**Problem to work on:** In the listing below, locate the lines bearing the word "styles". Copy every one of them.

**Collected data:**
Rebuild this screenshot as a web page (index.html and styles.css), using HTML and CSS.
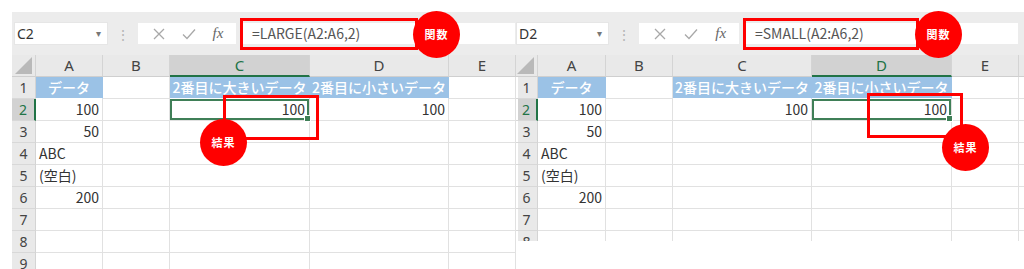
FILE: index.html
```html
<!DOCTYPE html>
<html lang="ja">
<head>
    <meta charset="UTF-8">
    <title>LARGE / SMALL</title>
    <link rel="stylesheet" href="styles.css">
</head>
<body>
<div class="page">
    <!-- LARGE sheet -->
    <section class="sheet sheet-left">
        <div class="toolbar">
            <div class="namebox">C2<span class="caret">▾</span></div>
            <div class="dots">⋮</div>
            <div class="fxbox">
                <svg class="ico" width="12" height="12" viewBox="0 0 12 12"><path d="M1,1 L11,11 M11,1 L1,11" stroke="#a8a8a8" stroke-width="1.3" fill="none"/></svg>
                <svg class="ico" width="14" height="12" viewBox="0 0 14 12"><path d="M1,6.5 L5,10.5 L13,1.5" stroke="#a8a8a8" stroke-width="1.3" fill="none"/></svg>
                <span class="fx">fx</span>
            </div>
            <div class="formula">=LARGE(A2:A6,2)</div>
        </div>
        <div class="grid">
            <div class="row head">
                <div class="corner"><span class="tri"></span></div>
                <div>A</div><div>B</div><div class="on">C</div><div>D</div><div>E</div>
            </div>
            <div class="row">
                <div class="rh">1</div>
                <div class="blue">データ</div><div></div><div class="blue">2番目に大きいデータ</div><div class="blue">2番目に小さいデータ</div><div></div>
            </div>
            <div class="row">
                <div class="rh on">2</div>
                <div class="num">100</div><div></div><div class="num sel">100</div><div class="num">100</div><div></div>
            </div>
            <div class="row">
                <div class="rh">3</div>
                <div class="num">50</div><div></div><div></div><div></div><div></div>
            </div>
            <div class="row">
                <div class="rh">4</div>
                <div>ABC</div><div></div><div></div><div></div><div></div>
            </div>
            <div class="row">
                <div class="rh">5</div>
                <div>(空白)</div><div></div><div></div><div></div><div></div>
            </div>
            <div class="row">
                <div class="rh">6</div>
                <div class="num">200</div><div></div><div></div><div></div><div></div>
            </div>
            <div class="row">
                <div class="rh">7</div>
                <div></div><div></div><div></div><div></div><div></div>
            </div>
            <div class="row">
                <div class="rh">8</div>
                <div></div><div></div><div></div><div></div><div></div>
            </div>
            <div class="row">
                <div class="rh">9</div>
                <div></div><div></div><div></div><div></div><div></div>
            </div>
        </div>
    </section>

    <!-- SMALL sheet -->
    <section class="sheet sheet-right">
        <div class="toolbar">
            <div class="namebox">D2<span class="caret">▾</span></div>
            <div class="dots">⋮</div>
            <div class="fxbox">
                <svg class="ico" width="12" height="12" viewBox="0 0 12 12"><path d="M1,1 L11,11 M11,1 L1,11" stroke="#a8a8a8" stroke-width="1.3" fill="none"/></svg>
                <svg class="ico" width="14" height="12" viewBox="0 0 14 12"><path d="M1,6.5 L5,10.5 L13,1.5" stroke="#a8a8a8" stroke-width="1.3" fill="none"/></svg>
                <span class="fx">fx</span>
            </div>
            <div class="formula">=SMALL(A2:A6,2)</div>
        </div>
        <div class="grid">
            <div class="row head">
                <div class="corner"><span class="tri"></span></div>
                <div>A</div><div>B</div><div>C</div><div class="on">D</div><div>E</div><div></div>
            </div>
            <div class="row">
                <div class="rh">1</div>
                <div class="blue">データ</div><div></div><div class="blue">2番目に大きいデータ</div><div class="blue">2番目に小さいデータ</div><div></div><div></div>
            </div>
            <div class="row">
                <div class="rh on">2</div>
                <div class="num">100</div><div></div><div class="num">100</div><div class="num sel">100</div><div></div><div></div>
            </div>
            <div class="row">
                <div class="rh">3</div>
                <div class="num">50</div><div></div><div></div><div></div><div></div><div></div>
            </div>
            <div class="row">
                <div class="rh">4</div>
                <div>ABC</div><div></div><div></div><div></div><div></div><div></div>
            </div>
            <div class="row">
                <div class="rh">5</div>
                <div>(空白)</div><div></div><div></div><div></div><div></div><div></div>
            </div>
            <div class="row">
                <div class="rh">6</div>
                <div class="num">200</div><div></div><div></div><div></div><div></div><div></div>
            </div>
            <div class="row">
                <div class="rh">7</div>
                <div></div><div></div><div></div><div></div><div></div><div></div>
            </div>
            <div class="row">
                <div class="rh">8</div>
                <div></div><div></div><div></div><div></div><div></div><div></div>
            </div>
        </div>
    </section>

    <!-- Callouts -->
    <div class="mark" style="left:240px; top:18px; width:178px; height:32px;"></div>
    <div class="badge" style="left:413px; top:11px;">関数</div>
    <div class="mark" style="left:223px; top:95px; width:96px; height:45px;"></div>
    <div class="badge" style="left:200px; top:119px;">結果</div>

    <div class="mark" style="left:743px; top:18px; width:176px; height:32px;"></div>
    <div class="badge" style="left:915px; top:11px;">関数</div>
    <div class="mark" style="left:867px; top:93px; width:96px; height:45px;"></div>
    <div class="badge" style="left:942px; top:124px;">結果</div>
</div>
</body>
</html>
```

FILE: styles.css
```css
* {
    box-sizing: border-box;
}
body {
    margin: 0;
    background: #fff;
    font-family: "Noto Sans CJK JP", "Noto Sans", sans-serif;
    color: #333;
}
.page {
    position: relative;
    display: flex;
    align-items: flex-start;
    width: 1024px;
    height: 269px;
    padding-top: 12px;
    overflow: hidden;
}
.sheet {
    overflow: hidden;
    background: #fff;
}
.sheet-left {
    margin-left: 12px;
    width: 504px;
    height: 257px;
}
.sheet-right {
    width: 508px;
    height: 229px;
}

/* Formula bar */
.toolbar {
    height: 43px;
    background: #ececec;
    display: flex;
    align-items: center;
}
.sheet-left .toolbar { padding-left: 2px; }
.namebox {
    position: relative;
    width: 94px;
    height: 23px;
    background: #fff;
    border: 1px solid #e6e6e6;
    font-family: "Noto Sans", sans-serif;
    font-size: 14px;
    line-height: 21px;
    padding-left: 2px;
    color: #333;
}
.sheet-right .namebox { width: 93px; }
.caret {
    position: absolute;
    right: 6px;
    top: 0;
    font-size: 10px;
    color: #777;
}
.dots {
    width: 29px;
    text-align: center;
    color: #b5b5b5;
    font-size: 14px;
}
.fxbox {
    width: 100px;
    height: 23px;
    background: #fff;
    border: 1px solid #ececec;
    display: flex;
    align-items: center;
    justify-content: space-around;
    padding: 0 4px 0 6px;
}
.sheet-right .fxbox { width: 102px; }
.fx {
    font-family: "Liberation Serif", serif;
    font-style: italic;
    font-size: 15px;
    color: #666;
}
.formula {
    margin-left: 3px;
    width: 276px;
    height: 23px;
    background: #fff;
    border: 1px solid #ececec;
    font-size: 14px;
    line-height: 21px;
    padding-left: 11px;
    color: #555;
}
.sheet-left .formula { flex: 1; }

/* Cells */
.row {
    display: grid;
    height: 22px;
}
.sheet-left .row { grid-template-columns: 24px 67px 67px 140px 139px 67px; }
.sheet-right .row { grid-template-columns: 22px 68px 67px 139px 140px 67px 1fr; }
.row > div {
    border-right: 1px solid #e1e1e1;
    border-bottom: 1px solid #e1e1e1;
    font-size: 14px;
    line-height: 21px;
    padding: 0 3px;
    white-space: nowrap;
    overflow: hidden;
}
.row.head > div {
    background: #e9e9e9;
    border-right-color: #d4d4d4;
    border-bottom-color: #cfcfcf;
    text-align: center;
    font-family: "Noto Sans", sans-serif;
    font-size: 15px;
    color: #444;
}
.row.head > div.on {
    background: #d2d2d2;
    color: #217346;
    border-bottom: 2px solid #217346;
}
.row.head > .corner {
    position: relative;
}
.tri {
    position: absolute;
    right: 3px;
    bottom: 2px;
    width: 0;
    height: 0;
    border-left: 17px solid transparent;
    border-bottom: 17px solid #b9b9b9;
}
.row > .rh {
    background: #e9e9e9;
    border-right-color: #d4d4d4;
    border-bottom-color: #d8d8d8;
    text-align: center;
    font-family: "Noto Sans", sans-serif;
    color: #444;
    padding: 0;
}
.row > .rh.on {
    background: #d2d2d2;
    color: #217346;
    border-right: 2px solid #217346;
}
.sheet-right .rh {
    box-shadow: inset 2px 0 0 #fff;
}
.row > .blue {
    background: #9bc2e6;
    color: #fff;
    text-align: center;
    border-right-color: #9bc2e6;
    border-bottom-color: #fff;
    font-weight: 500;
    padding: 0;
}
.row > .num {
    text-align: right;
}
.row > .sel {
    position: relative;
    overflow: visible;
    box-shadow: inset 0 0 0 2px #3f7f57;
    padding-right: 4px;
}
.sel::after {
    content: "";
    position: absolute;
    right: -2px;
    bottom: -2px;
    width: 5px;
    height: 5px;
    background: #3f7f57;
    border: 1px solid #fff;
}

/* Callouts */
.mark {
    position: absolute;
    border: 3px solid #ff0000;
}
.badge {
    position: absolute;
    width: 47px;
    height: 47px;
    border-radius: 50%;
    background: #ff0000;
    color: #fff;
    font-size: 11px;
    font-weight: 700;
    line-height: 47px;
    text-align: center;
    letter-spacing: 1px;
}
```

**Answer:**
Rebuild this screenshot as a web page (index.html and styles.css), using HTML and CSS.
    <link rel="stylesheet" href="styles.css">
FILE: styles.css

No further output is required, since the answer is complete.